By shedding a number of none-core business interests it has freed the insurer up to concentrate on more insurance-led ventures. In September, Brit announced plans to put in place a small team of senior underwriters to work in Gibraltar. They will be tasked with developing the reinsurance business of a dedicated cell in a newly-formed and independently-owned protected cell company – Rockhampton Insurance PCC Limited.

Brit will use Rockhampton within its overall risk management framework to retain a selected part of the outwards reinsurance programmes of its two principal insurance operations, Brit Insurance Limited and Syndicate 2987. From 2008, it will also be able to participate – if it so chooses – in the group’s purchased quota share and excess of loss reinsurance programmes alongside its panel of external reinsurers and on equivalent terms.

“In the light of the increasing scale, diversity and maturity of our underwriting portfolio, there is scope to increase our retention of non-catastrophe risk without compromising our overall risk appetite and without the need for additional capital,” explains Douetil. “Gibraltar is an attractive location with numerous advantages, including the availability of PCC legislation, EU licensing, a favourable taxation regime and good access to London. Rockhampton will become a valuable addition to our asset and liability management toolkit.”

The tactic of retaining premiums, which have previously been placed into the market, is intriguing at a time when reinsurance is being traded at such a reasonable rate. Douetil is quick to defend the move: “Rockhampton is not about the next six, 12 or even 18 months. It is about the long-term strategy of Brit Insurance Holdings. It doesn’t matter what the current pricing of reinsurance is, the fact of the matter is it does not make commercial sense to see that amount being cast away.”

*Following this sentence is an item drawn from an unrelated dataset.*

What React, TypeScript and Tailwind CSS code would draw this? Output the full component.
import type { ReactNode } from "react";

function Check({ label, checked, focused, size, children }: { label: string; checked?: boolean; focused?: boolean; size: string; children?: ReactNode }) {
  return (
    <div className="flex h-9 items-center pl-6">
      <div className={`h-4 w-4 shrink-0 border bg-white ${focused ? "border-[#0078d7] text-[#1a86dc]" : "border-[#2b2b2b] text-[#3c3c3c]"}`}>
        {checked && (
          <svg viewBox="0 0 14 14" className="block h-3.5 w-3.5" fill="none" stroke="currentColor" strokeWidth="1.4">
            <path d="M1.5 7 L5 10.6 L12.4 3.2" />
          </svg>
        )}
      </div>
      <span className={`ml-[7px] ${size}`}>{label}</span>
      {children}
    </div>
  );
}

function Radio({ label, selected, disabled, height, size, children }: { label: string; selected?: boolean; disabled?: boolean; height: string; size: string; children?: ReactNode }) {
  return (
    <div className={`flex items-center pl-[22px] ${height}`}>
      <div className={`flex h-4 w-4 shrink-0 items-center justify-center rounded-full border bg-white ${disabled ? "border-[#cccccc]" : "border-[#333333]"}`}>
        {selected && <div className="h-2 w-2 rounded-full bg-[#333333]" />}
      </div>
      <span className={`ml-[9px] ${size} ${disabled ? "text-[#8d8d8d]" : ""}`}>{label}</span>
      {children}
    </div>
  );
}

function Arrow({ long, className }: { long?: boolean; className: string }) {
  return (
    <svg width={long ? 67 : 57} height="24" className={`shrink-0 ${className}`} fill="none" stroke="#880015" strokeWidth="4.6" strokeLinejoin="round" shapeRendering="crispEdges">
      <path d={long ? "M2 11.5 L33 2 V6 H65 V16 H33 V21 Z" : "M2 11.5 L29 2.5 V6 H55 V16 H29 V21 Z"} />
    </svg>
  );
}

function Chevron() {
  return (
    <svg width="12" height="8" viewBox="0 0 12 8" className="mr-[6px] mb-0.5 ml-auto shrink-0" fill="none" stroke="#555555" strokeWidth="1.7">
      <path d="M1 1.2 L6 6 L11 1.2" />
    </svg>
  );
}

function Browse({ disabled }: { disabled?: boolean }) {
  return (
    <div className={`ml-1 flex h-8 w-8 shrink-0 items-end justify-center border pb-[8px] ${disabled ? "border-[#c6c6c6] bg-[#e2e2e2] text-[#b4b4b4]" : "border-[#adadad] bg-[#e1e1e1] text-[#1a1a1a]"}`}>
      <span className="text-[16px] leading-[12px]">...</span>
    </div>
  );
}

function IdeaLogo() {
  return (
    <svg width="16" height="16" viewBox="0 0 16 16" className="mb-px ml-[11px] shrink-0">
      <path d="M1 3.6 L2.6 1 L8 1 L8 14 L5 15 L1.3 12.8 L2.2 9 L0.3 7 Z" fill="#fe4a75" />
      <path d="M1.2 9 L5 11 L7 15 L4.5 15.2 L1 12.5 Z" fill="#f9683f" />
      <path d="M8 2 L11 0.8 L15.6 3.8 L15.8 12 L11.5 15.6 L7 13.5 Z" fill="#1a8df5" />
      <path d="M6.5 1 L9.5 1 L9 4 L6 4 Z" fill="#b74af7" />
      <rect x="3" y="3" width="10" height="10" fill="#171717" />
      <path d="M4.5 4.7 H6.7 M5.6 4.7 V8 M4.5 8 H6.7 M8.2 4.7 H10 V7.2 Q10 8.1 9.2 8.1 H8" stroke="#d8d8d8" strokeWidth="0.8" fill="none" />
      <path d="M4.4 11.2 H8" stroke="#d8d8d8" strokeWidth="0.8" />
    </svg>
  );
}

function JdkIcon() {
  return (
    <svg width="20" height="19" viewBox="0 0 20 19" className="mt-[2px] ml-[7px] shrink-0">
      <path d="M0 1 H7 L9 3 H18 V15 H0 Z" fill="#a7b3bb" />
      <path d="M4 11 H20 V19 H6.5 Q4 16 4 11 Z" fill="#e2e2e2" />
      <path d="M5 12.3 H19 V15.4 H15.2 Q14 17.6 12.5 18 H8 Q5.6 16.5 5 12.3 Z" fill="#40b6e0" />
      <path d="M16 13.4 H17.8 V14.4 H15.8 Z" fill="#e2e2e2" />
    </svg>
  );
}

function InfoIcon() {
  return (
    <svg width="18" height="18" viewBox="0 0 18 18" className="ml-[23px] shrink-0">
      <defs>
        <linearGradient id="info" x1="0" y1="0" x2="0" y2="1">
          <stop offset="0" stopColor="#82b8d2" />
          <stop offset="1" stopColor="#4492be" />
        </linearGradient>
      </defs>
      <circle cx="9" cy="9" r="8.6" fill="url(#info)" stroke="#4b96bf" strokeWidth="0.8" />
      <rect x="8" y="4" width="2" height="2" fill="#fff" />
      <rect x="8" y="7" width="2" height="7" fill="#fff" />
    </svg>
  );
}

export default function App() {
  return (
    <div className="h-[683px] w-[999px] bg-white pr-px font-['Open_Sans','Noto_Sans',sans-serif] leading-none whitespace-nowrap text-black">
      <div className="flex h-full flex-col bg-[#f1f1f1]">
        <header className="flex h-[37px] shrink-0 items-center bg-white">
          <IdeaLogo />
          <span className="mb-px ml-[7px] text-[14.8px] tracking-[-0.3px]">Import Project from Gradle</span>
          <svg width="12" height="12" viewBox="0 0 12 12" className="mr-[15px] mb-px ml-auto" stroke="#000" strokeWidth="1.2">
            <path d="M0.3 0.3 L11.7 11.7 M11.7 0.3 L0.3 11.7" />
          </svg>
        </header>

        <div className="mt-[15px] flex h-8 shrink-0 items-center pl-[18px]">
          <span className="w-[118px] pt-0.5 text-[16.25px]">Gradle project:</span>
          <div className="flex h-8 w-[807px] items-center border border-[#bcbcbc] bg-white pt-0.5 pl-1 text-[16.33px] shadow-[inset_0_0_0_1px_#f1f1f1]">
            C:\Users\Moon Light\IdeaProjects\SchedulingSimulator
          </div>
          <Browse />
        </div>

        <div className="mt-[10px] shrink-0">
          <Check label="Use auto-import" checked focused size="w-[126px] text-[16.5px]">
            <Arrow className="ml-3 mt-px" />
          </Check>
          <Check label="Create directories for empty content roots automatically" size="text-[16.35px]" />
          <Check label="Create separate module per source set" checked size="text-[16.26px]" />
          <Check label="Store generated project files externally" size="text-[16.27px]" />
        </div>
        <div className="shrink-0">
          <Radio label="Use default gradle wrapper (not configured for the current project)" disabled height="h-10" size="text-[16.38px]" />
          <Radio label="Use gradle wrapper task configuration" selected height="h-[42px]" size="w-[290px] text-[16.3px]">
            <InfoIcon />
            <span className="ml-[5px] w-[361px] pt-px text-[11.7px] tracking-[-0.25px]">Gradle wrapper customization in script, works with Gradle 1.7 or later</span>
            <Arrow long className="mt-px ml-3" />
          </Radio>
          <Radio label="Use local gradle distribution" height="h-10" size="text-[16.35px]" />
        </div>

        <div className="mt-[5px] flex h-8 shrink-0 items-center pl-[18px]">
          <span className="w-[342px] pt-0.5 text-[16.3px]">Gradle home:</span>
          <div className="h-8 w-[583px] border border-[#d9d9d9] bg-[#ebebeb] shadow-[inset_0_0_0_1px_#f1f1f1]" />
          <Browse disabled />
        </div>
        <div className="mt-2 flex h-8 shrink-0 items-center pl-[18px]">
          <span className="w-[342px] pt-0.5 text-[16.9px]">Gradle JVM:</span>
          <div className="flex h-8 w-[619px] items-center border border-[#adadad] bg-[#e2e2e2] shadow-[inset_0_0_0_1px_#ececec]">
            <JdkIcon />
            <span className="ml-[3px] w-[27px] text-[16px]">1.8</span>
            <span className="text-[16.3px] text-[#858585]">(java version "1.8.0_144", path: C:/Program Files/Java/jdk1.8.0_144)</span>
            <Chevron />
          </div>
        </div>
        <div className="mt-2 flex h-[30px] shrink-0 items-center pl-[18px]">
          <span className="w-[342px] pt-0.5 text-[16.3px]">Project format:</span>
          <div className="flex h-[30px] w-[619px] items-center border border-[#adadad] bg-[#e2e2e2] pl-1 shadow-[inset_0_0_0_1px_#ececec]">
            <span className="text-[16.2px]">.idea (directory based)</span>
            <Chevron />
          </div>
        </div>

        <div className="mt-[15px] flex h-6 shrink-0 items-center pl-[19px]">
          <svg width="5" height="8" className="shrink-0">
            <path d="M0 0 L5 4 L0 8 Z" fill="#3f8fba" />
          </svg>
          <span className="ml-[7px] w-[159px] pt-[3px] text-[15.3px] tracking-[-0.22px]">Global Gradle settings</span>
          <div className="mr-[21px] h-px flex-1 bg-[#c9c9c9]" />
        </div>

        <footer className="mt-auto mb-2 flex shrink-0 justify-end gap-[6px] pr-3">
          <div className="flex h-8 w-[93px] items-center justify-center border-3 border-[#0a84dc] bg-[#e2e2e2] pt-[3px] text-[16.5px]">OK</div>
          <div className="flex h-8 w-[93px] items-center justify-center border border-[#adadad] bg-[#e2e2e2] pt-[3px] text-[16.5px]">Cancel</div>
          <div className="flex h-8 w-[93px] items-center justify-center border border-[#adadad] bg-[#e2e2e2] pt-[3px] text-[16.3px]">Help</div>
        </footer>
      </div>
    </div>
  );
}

“For the time being Douetil does not intend to grow geographically, he is content with growing the business through three platforms

Experimenting so freely in the reinsurance market should come as no surprise to those familiar with Brit’s history. It is no stranger to the risk discipline. Reinsurance stands at the very core of the company. Previously known as Benfield Reinsurance Company, before being relaunched in 1999 as Brit Insurance Limited, the insurer has a strong history of reinsurance expertise. The creation of a protective cell captive, therefore, is yet another example of its confidence in the demanding market.

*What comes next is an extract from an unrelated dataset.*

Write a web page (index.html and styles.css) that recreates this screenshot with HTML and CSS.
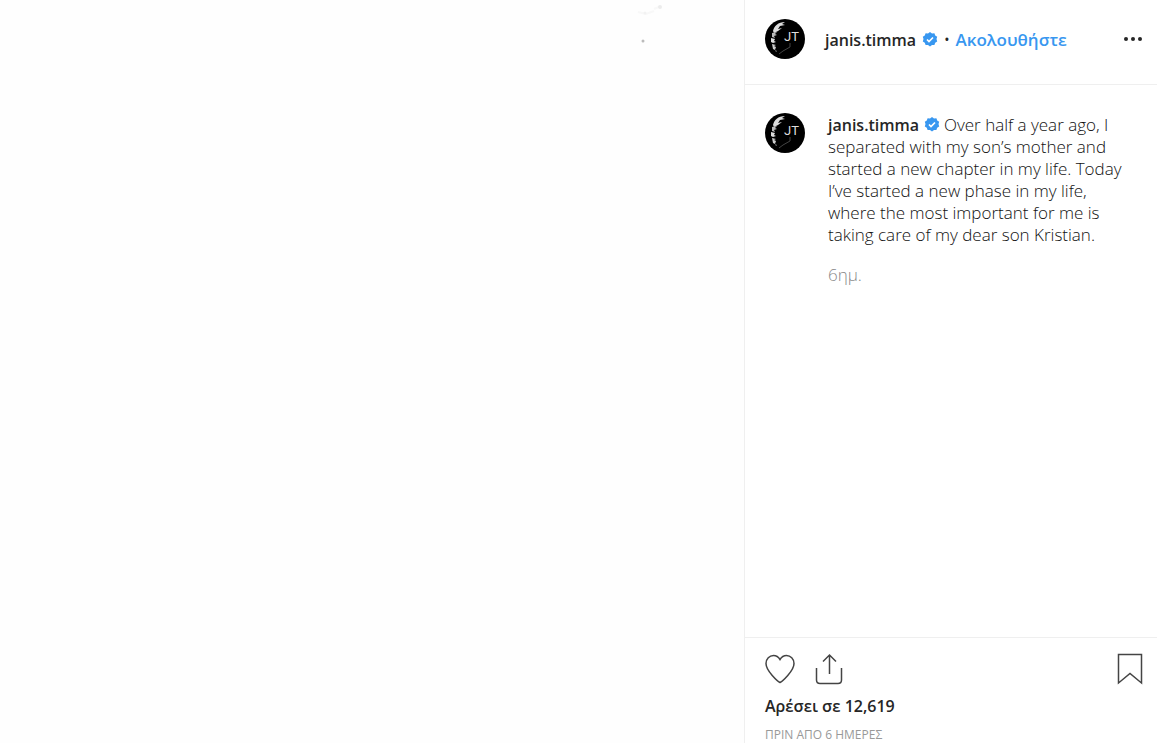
FILE: index.html
```html
<!DOCTYPE html>
<html lang="el">
<head>
  <meta charset="UTF-8" />
  <meta name="viewport" content="width=device-width, initial-scale=1.0" />
  <title>janis.timma</title>
  <link rel="stylesheet" href="styles.css">
</head>
<body>
  <svg class="symbols" aria-hidden="true">
    <symbol id="avatar" viewBox="0 0 40 40">
      <circle cx="20" cy="20" r="20" fill="#000" />
      <path d="M8 12C9 7 13 3 20 3l-3 2 3 1-5 1-2 3 4-1-4 3-4 2z" fill="#ddd" />
      <path d="M7 14l5-1-2 2 2 1-3 1 1 2-3-1z" fill="#bbb" />
      <path d="M6 19l4 1-1 2 2 1-3 1-2-1z" fill="#ddd" />
      <path d="M7 25l4 1-2 1 2 1-1 3-2-1z" fill="#ccc" />
      <path d="M10 31l2 1-1 1z" fill="#999" />
      <path d="M25 24v4l-7 4-4 3" fill="none" stroke="#444" stroke-width="1" />
      <text class="monogram" x="19" y="22">JT</text>
    </symbol>
    <symbol id="verified" viewBox="0 0 16 16">
      <path d="M8 0l2 1.400 2.400-.1.8 2.200 2 1.300-.7 2.300.7 2.400-2 1.300-.8 2.300-2.400-.1L8 14.500l-2-1.500-2.400.1-.8-2.300-2-1.300.7-2.400-.7-2.300 2-1.300.8-2.200L6 1.400z" fill="#3897f0" />
      <path d="M5 7.500l2 2 4-4" fill="none" stroke="#fff" stroke-width="1.700" />
    </symbol>
  </svg>

  <article class="post">
    <div class="media">
      <svg class="specks" width="60" height="48" viewBox="0 0 60 48" aria-hidden="true">
        <path d="M8 12l8 2 8-3M24 9l7-3" fill="none" stroke="#f8f8f8" stroke-width="2" />
        <circle cx="30" cy="7" r="2" fill="#ececec" />
        <circle cx="15" cy="13" r="1.500" fill="#f2f2f2" />
        <circle cx="13" cy="41" r="1.500" fill="#bbb" />
      </svg>
    </div>

    <div class="side">
      <header class="post-header">
        <a href="#" aria-label="janis.timma"><svg class="avatar"><use href="#avatar" /></svg></a>
        <div class="account">
          <a class="username" href="#">janis.timma</a>
          <svg class="verified"><use href="#verified" /></svg>
          <span class="dot">•</span>
          <button class="follow" type="button">Ακολουθήστε</button>
        </div>
        <button class="icon-button more" type="button" aria-label="Περισσότερα">
          <svg width="20" height="6" viewBox="0 0 20 6">
            <circle cx="3" cy="3" r="2" />
            <circle cx="10" cy="3" r="2" />
            <circle cx="17" cy="3" r="2" />
          </svg>
        </button>
      </header>

      <section class="comments">
        <a href="#" aria-label="janis.timma"><svg class="avatar"><use href="#avatar" /></svg></a>
        <div class="comment">
          <p class="caption"><a class="username" href="#">janis.timma</a> <svg class="verified"><use href="#verified" /></svg> Over half a year ago, I separated with my son’s mother and started a new chapter in my life. Today I’ve started a new phase in my life, where the most important for me is taking care of my dear son Kristian.</p>
          <time class="age">6ημ.</time>
        </div>
      </section>

      <footer class="post-footer">
        <div class="actions">
          <button class="icon-button" type="button" aria-label="Μου αρέσει">
            <svg width="30" height="32" viewBox="0 0 30 32">
              <path d="M15 29.500C13 28.500 1 18 1 10.500 1 6 4.500 2.500 8.500 2.500c3 0 5 1.500 6.500 4 1.500-2.500 3.500-4 6.500-4 4 0 7.500 3.500 7.500 8C29 18 17 28.500 15 29.500z" />
            </svg>
          </button>
          <button class="icon-button" type="button" aria-label="Κοινοποίηση">
            <svg width="28" height="32" viewBox="0 0 28 32">
              <path d="M1.500 15v12q0 3.500 3.500 3.500h18q3.500 0 3.500-3.500V15M14.500 21V2M8 8.500l6.500-6.500 6.500 6.500" />
            </svg>
          </button>
          <button class="icon-button save" type="button" aria-label="Αποθήκευση">
            <svg width="26" height="32" viewBox="0 0 26 32">
              <path d="M1.500 1.500h23v28.500L13 20.500 1.500 30z" />
            </svg>
          </button>
        </div>
        <a class="likes" href="#">Αρέσει σε 12,619</a>
        <time class="date">ΠΡΙΝ ΑΠΟ 6 ΗΜΕΡΕΣ</time>
      </footer>
    </div>
  </article>
</body>
</html>
```

FILE: styles.css
```css
* { box-sizing: border-box; }
body { margin: 0; background: #fff; color: #262626; font-family: "Segoe UI", "Open Sans", "Noto Sans", sans-serif; font-size: 17px; line-height: 22px; }
a { color: inherit; text-decoration: none; }
button { padding: 0; border: none; background: none; font: inherit; cursor: pointer; }
svg { display: block; }

.symbols { display: none; }
.monogram { fill: #ddd; font-family: Roboto, sans-serif; font-size: 13px; }

.post { display: grid; grid-template-columns: minmax(0, 1fr) 413px; height: 100vh; overflow: hidden; }
.media { display: flex; justify-content: flex-end; padding-right: 54px; background: #fefefe; }
.side { display: flex; flex-direction: column; min-height: 0; border-left: 1px solid #efefef; }

.avatar { width: 40px; height: 40px; }
.verified { display: inline-block; width: 16px; height: 16px; vertical-align: -2px; }
.username { font-size: 16px; font-weight: 600; }

.post-header { display: flex; align-items: center; gap: 20px; padding: 19px 14px 25px 20px; border-bottom: 1px solid #efefef; }
.account { display: flex; align-items: center; gap: 6px; padding-top: 2px; }
.dot { font-size: 14px; }
.follow { color: #3897f0; font-weight: 600; }
.more { margin-left: auto; }

.comments { display: flex; flex: 1; align-items: flex-start; gap: 23px; min-height: 0; padding: 28px 24px 0 20px; }
.comment { flex: 1; padding-top: 1px; }
.caption { margin: 0 0 18px; color: #111; font-weight: 300; }
.caption .username { color: #262626; }
.age { color: #888; font-weight: 300; }

.post-footer { padding: 15px 14px 0 20px; border-top: 1px solid #efefef; }
.actions { display: flex; align-items: center; gap: 20px; }
.icon-button svg { fill: none; stroke: #444; stroke-width: 1.5; }
.icon-button.more svg { fill: #262626; stroke: none; }
.save { margin-left: auto; }
.likes { display: block; margin-top: 10px; font-size: 16px; font-weight: 600; }
.date { display: block; margin-top: 10px; color: #999; font-size: 12px; line-height: 16px; }
```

Rockhampton is also not the first offshore operation to send the company straying out of its comfort zone. Norton Re, a retrocession sidecar launched in Bermuda at the end of 2006, signalled the company’s intention to spread its wings beyond the confines of the UK. According to Douetil, however, Norton Re poses a very different prospect for the insurer.

Risks reassessment

“We had very different reasons for establishing operations in Gibraltar and launching Norton Re,” explains Douetil. “Following the hurricanes in 2005, we, like everybody else, had to reassess the way in which we quantified risk and… we realised we had more risk and more volatility on our balance sheet than we cared to have so we cut our aggregate.” Because the company liked the retrocession business, the most obvious solution was to become an investor in an off-balance sheet sidecar. Rockhampton [unlike Norton Re] is consolidated at a group level and will remain within the company’s balance sheet.

To date, Brit is having a profitable year. In the first six months profit before tax was £106.8m, up slightly on 2006 by £800,000. Its Lloyd’s business, Syndicate 2987, remains the ninth largest Lloyd’s syndicate with £525m capacity for 2007. The range of products includes: financial risks, aviation, casualty, marine, motor, and North American professional indemnity. “It’s critical for an insurance group to be diversified,” says Douetil, rather predictably. “By being diversified you have the ability to shrink and grow different areas of your business in different geographical areas while at the same time maintaining a less volatile balance sheet.”

For the time being Douetil does not intend to grow geographically, he is content with growing the business through three platforms, Lloyd’s, London and Gibraltar, with additional investment in Norton Re. “We have grown from a very eclectic mix of businesses, where we wrote part shares on four different syndicates, managed three others and wrote through 16 corporate vehicles and through 100 different syndicates. We were an investment trust, now we’re absolutely a focused insurance group,” he concludes.

Brit: Dane Douetil

Dane was appointed chief executive officer of Brit Insurance in April 2005 having been deputy chief executive officer since March 2004 and an executive director since 1999. He joined the company in August 1998 and was appointed chief executive officer of Brit Insurance Ltd (BIL) in December 1998. Douetil’s career began at Willis Faber Group in 1982, when he was appointed executive director of the political and financial risk division in 1988. He was a founder shareholder and director of insurance broker, Special Risk Services, from 1989 to 1994. Between 1994 and 1998 he acted as a consultant on the sale of a number of mortgage operations and as a risk consultant for several financial institutions. He was appointed a full time consultant to the Benfield Group in July 1997 prior to joining BIL. Douetil was on the board of the Lloyd’s Market Association from 2004 to 2006, is chairman of the Market Reform Group and chair’s the industry’s Contract Certainty Steering Group. Dane was appointed a CBE in 2007 for services to business.